LATIMER. ‘Disputation requireth a good memory. My memory is clean gone and marvelously weakened, and none the better, I wis, for the prison.’
WESTON. ‘How long have you been in prison?’
LATIMER. ‘These three quarters of this year.’
WESTON. ‘I was in prison six years.’
Our preconceived ideas of persecutor and martyr do not cover this situation. Weston is as proud of his six years in prison for conscience’ sake as a soldier would be of the battles he had fought. These men understood each other. They were of the same bulldog breed. Our doctrine of toleration would have seemed to them to be very flabby.
When he comes again before the commissioners, Latimer asks, ‘Will your lordship give me leave to speak a word or two?’
BISHOP OF LINCOLN. ‘Yes, Master Latimer, so that you use a modest kind of talk without railing or taunts.'
Latimer expounds his faith and ends with ‘Now I trust, my lord, that I do not rail yet.’
BISHOP OF LINCOLN. ‘No, Master Latimer, your talk is more like taunts than railing. What was that book you blame so much?’
LATIMER. ‘It is by one which is Bishop of Gloucester, whom I never knew, neither did I at any time see him, to my knowledge.’
‘With that the people laughed, because the Bishop of Gloucester sat there in commission.'
Then the Bishop of Gloucester stood up and said it was his book.
LATIMER. ‘Was it yours, my lord? Indeed I knew not your lordship, neither did I ever see you before, neither yet see you now through the brightness of the sun shining betwixt you and me.’
‘Then they all laughed again.’ The Bishop of Lincoln commanded silence.
Then they all laughed again! This was not the Spanish Inquisition. The laughter was the laughter of sixteenthcentury Englishmen who were accustomed to give and receive hard blows. When they had laughed for a moment they would take up the cudgels again. To-morrow would be a time for grim tragedy; to-day they would fight the good fight.
VI
In the preceding reign, a Protestant statesman was asked to fulfill engagements made by King Henry VIII. He answered bluntly: ‘That was made by the King of England who now dead is to the King of France who now dead is. Then was then, and now is now.’
That is the practical man’s dictum. Then was then and now is now, ‘and never the twain shall meet.’ What happened then is nothing to us. What happens now will be nothing to those who come after us. But the contemplative man is not satisfied with this bleak view of Time. Now is now; but he is interested in thinking about how our now will appear to our successors. What is there that will be found to have permanent interest? How will our fashions appear when they have become old-fashioned?
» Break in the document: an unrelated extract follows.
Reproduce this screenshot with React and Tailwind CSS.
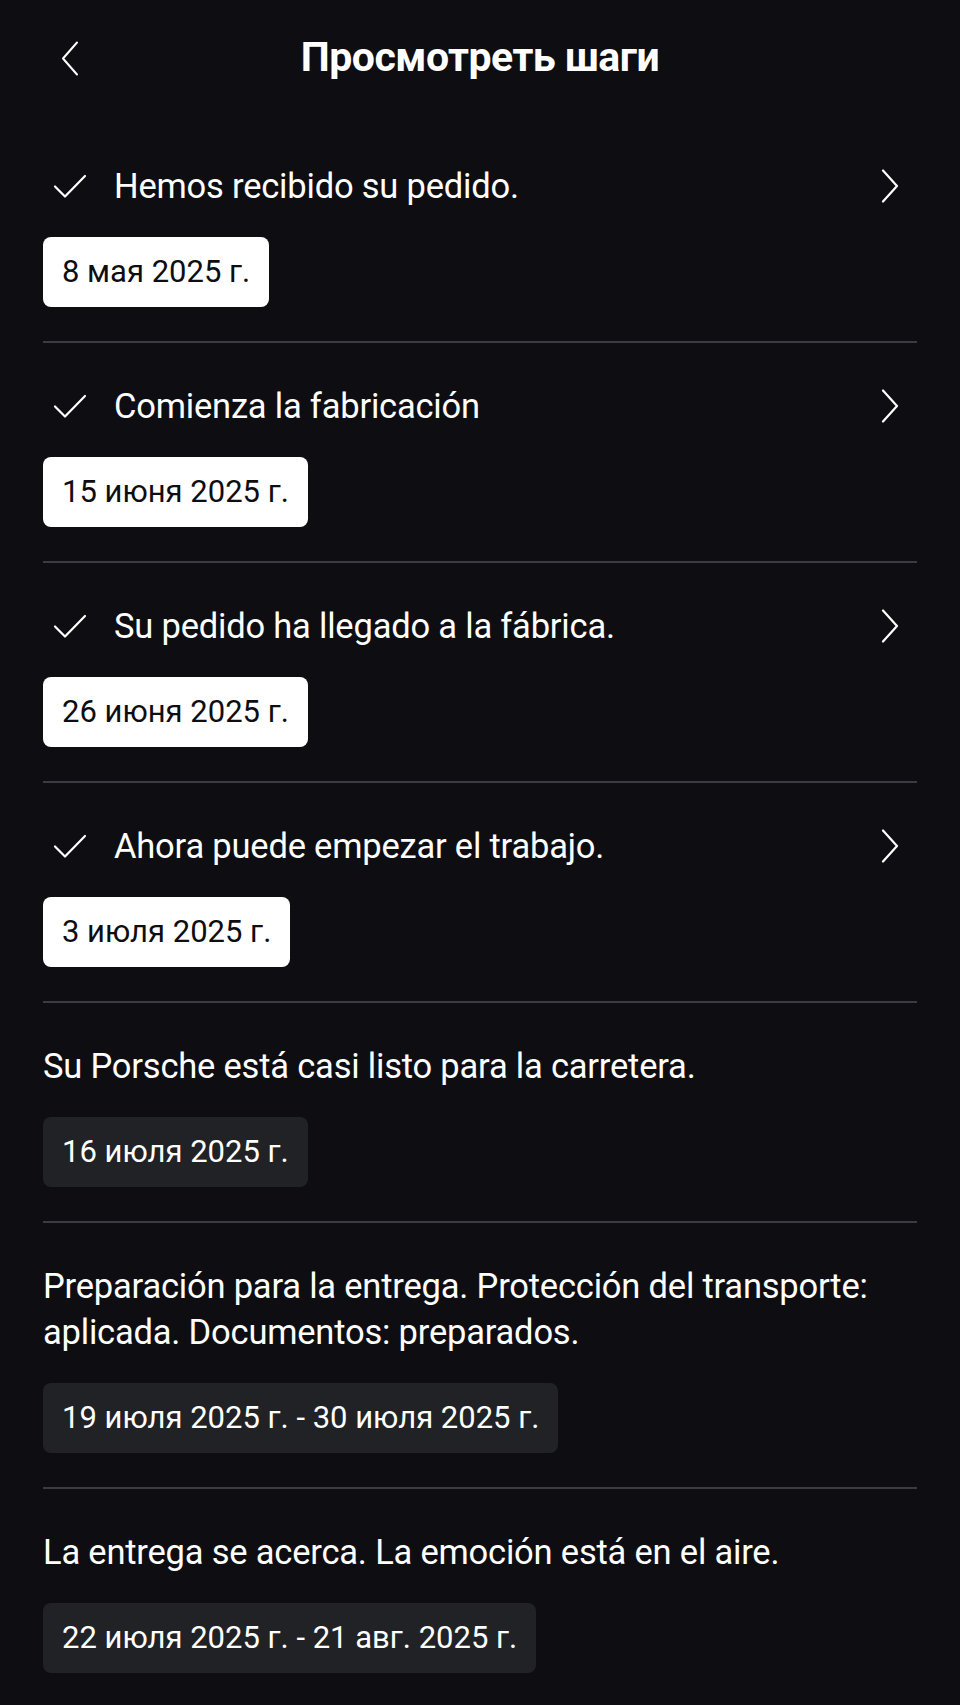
import React from 'react';

const steps = [
  { done: true, title: 'Hemos recibido su pedido.', date: '8 мая 2025 г.' },
  { done: true, title: 'Comienza la fabricación', date: '15 июня 2025 г.' },
  { done: true, title: 'Su pedido ha llegado a la fábrica.', date: '26 июня 2025 г.' },
  { done: true, title: 'Ahora puede empezar el trabajo.', date: '3 июля 2025 г.' },
  { done: false, title: 'Su Porsche está casi listo para la carretera.', date: '16 июля 2025 г.' },
  {
    done: false,
    title: 'Preparación para la entrega. Protección del transporte: aplicada. Documentos: preparados.',
    date: '19 июля 2025 г. - 30 июля 2025 г.',
  },
  { done: false, title: 'La entrega se acerca. La emoción está en el aire.', date: '22 июля 2025 г. - 21 авг. 2025 г.' },
];

const Check = () => (
  <svg width="34" height="26" viewBox="0 0 34 26" fill="none" className="shrink-0">
    <path d="M2 13.5 L12 23.5 L32 3" stroke="white" strokeWidth="2.2" strokeLinecap="round" strokeLinejoin="round" />
  </svg>
);

const ChevronRight = () => (
  <svg width="18" height="34" viewBox="0 0 18 34" fill="none" className="shrink-0">
    <path d="M2 1.5 L16 17 L2 32.5" stroke="white" strokeWidth="2.2" strokeLinecap="round" strokeLinejoin="round" />
  </svg>
);

const ChevronLeft = () => (
  <svg width="18" height="35" viewBox="0 0 18 35" fill="none">
    <path d="M16 1.5 L2 17.5 L16 33.5" stroke="white" strokeWidth="2" strokeLinecap="round" strokeLinejoin="round" />
  </svg>
);

const Step = ({ step, last }) => (
  <div className={`pt-[40px] pb-[34px] ${last ? '' : 'border-b-2 border-[#3b3c41]'}`}>
    {step.done ? (
      <div className="flex items-center">
        <div className="w-[71px] flex pl-[10px]">
          <Check />
        </div>
        <div className="flex-1 text-[34.5px] leading-[46px] tracking-[-0.2px]">{step.title}</div>
        <div className="pr-[18px]">
          <ChevronRight />
        </div>
      </div>
    ) : (
      <div className="text-[34.5px] leading-[46px] tracking-[-0.2px] pr-[20px]">{step.title}</div>
    )}
    <div className="mt-[28px] flex">
      <div
        className={`h-[70px] px-[19px] flex items-center rounded-[8px] text-[31px] ${
          step.done ? 'bg-white text-[#0e0e12]' : 'bg-[#212226] text-white'
        }`}
      >
        {step.date}
      </div>
    </div>
  </div>
);

export default function App() {
  return (
    <div className="min-h-[1705px] bg-[#0e0e12] text-white" style={{ fontFamily: 'Roboto, "Noto Sans", sans-serif' }}>
      <header className="h-[116px] relative flex items-center justify-center">
        <button className="absolute left-[61px] top-[41px]">
          <ChevronLeft />
        </button>
        <h1 className="text-[41px] font-bold tracking-[-0.5px]">Просмотреть шаги</h1>
      </header>
      <div className="px-[43px] -mt-[40px] pt-[47px]">
        {steps.map((s, i) => (
          <Step key={i} step={s} last={i === steps.length - 1} />
        ))}
      </div>
    </div>
  );
}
Which of our institutions have survival value? He is accustomed to project his thoughts into the future and to think of now as if it were then.
In like manner he takes delight in sudden glimpses into the life of other days. He does not conceive of that life as altogether outside his personal experience. There is for him a dramatic revival of old comedies and tragedies. They have been enacted before, but it is his privilege to see them presented again on the stage of his imagination. Perhaps some of the actors will be more kindly received and more fully appreciated than on their first appearance.
To help us to reset the stage, to recall the actors, to turn on the lights, and to enjoy the play — this is the aim of a liberal education.
But after all, every man must be his own stage manager.